Tradiciones, cultura, anacronías que Gustavo Petro, el candidato de la izquierda, del narcosocialismo, de las FARC, y el “santismo”, trata de hacer triunfar, reuniendo 10 millones de votos que se pensaba tendría en la primera vuelta frente a un candidato al que, incluso, se daba como ganador, el ingeniero, Federico “Fico” Gutiérrez, de la centroderecha y cercano al expresidente, Álvaro Uribe, pero el presunto uribista, apenas reunió votos para el tercer lugar y en el segundo, lo sustituyó otro ingeniero, antipolítico, populista, conservador, que es quien se pelea hoy cabeza a cabeza la presidencia con Petro: Rodolfo Hernández.
Un contendor de 78 años, exalcalde de Bucaramanga (con una buena gestión), que no puede ser más contrario a Petro, pues dice que quiere ser presidente para poner a trabajar a los políticos como Petro y que toda la clase politica debería seguir su ejemplo pues, aparte de corrupción e incompetencia, lo que le han aportado a Colombia es inflación, violencia y corrupción.
Y es imposible no estar de acuerdo con el bumangués, pues si cuando Pablo Escobar campeaba y se presentaba como el capo de capos de la cocaína en Colombia se vanagloriaba diciendo que “podía pagar la deuda externa de Colombia”, hoy podría decir que podría comprar todo el estado colombiano.
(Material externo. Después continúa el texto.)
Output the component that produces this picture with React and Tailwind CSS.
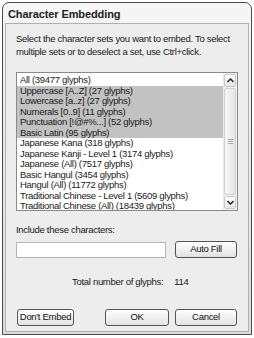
export default function App() {
  const items = [
    ["All  (39477 glyphs)", false],
    ["Uppercase [A..Z]  (27 glyphs)", true],
    ["Lowercase [a..z]  (27 glyphs)", true],
    ["Numerals [0..9]  (11 glyphs)", true],
    ["Punctuation [!@#%...]  (52 glyphs)", true],
    ["Basic Latin  (95 glyphs)", true],
    ["Japanese Kana  (318 glyphs)", false],
    ["Japanese Kanji - Level 1 (3174 glyphs)", false],
    ["Japanese (All)  (7517 glyphs)", false],
    ["Basic Hangul (3454 glyphs)", false],
    ["Hangul (All) (11772 glyphs)", false],
    ["Traditional Chinese - Level 1 (5609 glyphs)", false],
    ["Traditional Chinese (All)  (18439 glyphs)", false],
  ];
  const btn =
    "h-[17px] border border-[#555] rounded-[3px] bg-gradient-to-b from-white to-[#e2e2e2] flex items-center justify-center whitespace-nowrap text-[#111]";
  return (
    <div className="w-[254px] h-[338px] bg-white relative" style={{ fontFamily: '"Liberation Sans", sans-serif' }}>
      <div className="absolute left-[2px] top-[2px] w-[250px] h-[333px] border border-[#4a4a4a] rounded-t-[7px] bg-gradient-to-b from-[#f6f6f6] to-[#dcdcdc] flex flex-col overflow-hidden">
        <div className="h-[20px] shrink-0 flex items-center pl-[5px] pt-[3px] text-[11px] font-bold text-[#222] tracking-[-0.1px]">
          Character Embedding
        </div>
        <div className="flex-1 mx-[2px] mb-[2px] border border-[#b0b0b0] bg-[#ededed] flex flex-col px-[10px] pt-[8px] text-[9.5px] tracking-[-0.3px] text-[#1a1a1a]">
          <div className="leading-[13px] pr-[4px]">
            Select the character sets you want to embed. To select multiple sets or to deselect a set, use Ctrl+click.
          </div>
          <div className="mt-[14px] w-[222px] h-[139px] border border-[#8a8a8a] bg-white flex overflow-hidden">
            <div className="flex-1 flex flex-col overflow-hidden pt-[2px]">
              {items.map(([t, sel]) => (
                <div key={t} className={"h-[10.5px] shrink-0 leading-[10.5px] pl-[3px] whitespace-nowrap " + (sel ? "bg-[#c2c2c2]" : "")}>
                  {t}
                </div>
              ))}
            </div>
            <div className="w-[14px] flex flex-col bg-[#f2f2f2] border-l border-[#e8e8e8] py-[1px] pr-[1px]">
              <div className="h-[13px] border border-[#c8c8c8] rounded-[2px] bg-gradient-to-b from-white to-[#e6e6e6] flex items-center justify-center">
                <svg width="7" height="5" viewBox="0 0 7 5"><path d="M0.5 4L3.5 1L6.5 4" stroke="#333" strokeWidth="1.6" fill="none" /></svg>
              </div>
              <div className="flex-1 mt-[1px] border border-[#d0d0d0] rounded-[2px] bg-gradient-to-r from-[#f6f6f6] to-[#e4e4e4] flex items-center justify-center">
                <div className="flex flex-col gap-[1px]">
                  <div className="w-[5px] h-[1px] bg-[#aaa]" />
                  <div className="w-[5px] h-[1px] bg-[#aaa]" />
                  <div className="w-[5px] h-[1px] bg-[#aaa]" />
                </div>
              </div>
              <div className="h-[13px] mt-[1px] border border-[#c8c8c8] rounded-[2px] bg-gradient-to-b from-white to-[#e6e6e6] flex items-center justify-center">
                <svg width="7" height="5" viewBox="0 0 7 5"><path d="M0.5 1L3.5 4L6.5 1" stroke="#333" strokeWidth="1.6" fill="none" /></svg>
              </div>
            </div>
          </div>
          <div className="mt-[13px] leading-[12px]">Include these characters:</div>
          <div className="mt-[5px] flex items-center">
            <div className="w-[150px] h-[16px] border border-[#b5b5b5] bg-white" />
            <div className={btn + " ml-[9px] w-[62px]"}>Auto Fill</div>
          </div>
          <div className="mt-[18px] flex leading-[12px]">
            <span className="ml-[56px]">Total number of glyphs:</span>
            <span className="ml-[11px]">114</span>
          </div>
          <div className="mt-[21px] flex items-center">
            <div className={btn + " w-[57px] ml-[1px]"}>Don't Embed</div>
            <div className={btn + " w-[64px] ml-[31px]"}>OK</div>
            <div className={btn + " w-[62px] ml-[6px]"}>Cancel</div>
          </div>
        </div>
      </div>
    </div>
  );
}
Para dar unos pocos datos: el total de cocaína producida en Colombia el año pasado alcanzó unas 1453 toneladas, lo que lo convierte en el mayor productor de drogas del mundo, en una superficie de cultivo que se extiende a las 300.000 hectáreas.
En cuanto a la corrupción, también es cierto que con factores que la propician como el “Acuerdo de Paz”, los casos y escándalos que se denuncian, instruyen y ventilan en los tribunales, en los medios y la calle jamás había conocido tal extensión y profundidad.
Por su parte, Petro no puede evitar que lo perciban como un continuador de la clase política tradicional, contra la cual luchaba como guerrillero desde los tiempos en que fue militante del M-19 a mediados de los 80, y durante los últimos 20, en que desde el Congreso no ha perdido un día en combatir al caudillo Álvaro Uribe.
También se define como admirador de Fidel Castro, Marulanda, Chávez, Lula y Maduro y como el primer jefe de Estado en estatizar la economía colombiana de resultar electo.
Unas elecciones, entonces, para tener hoy a Colombia, América y al mundo con la respiración entrecortada y la esperanza de que el país al cual le dedicó el Libertador, Simón Bolívar, su “Ultima Proclama”, se ilume para hacer la elección correcta.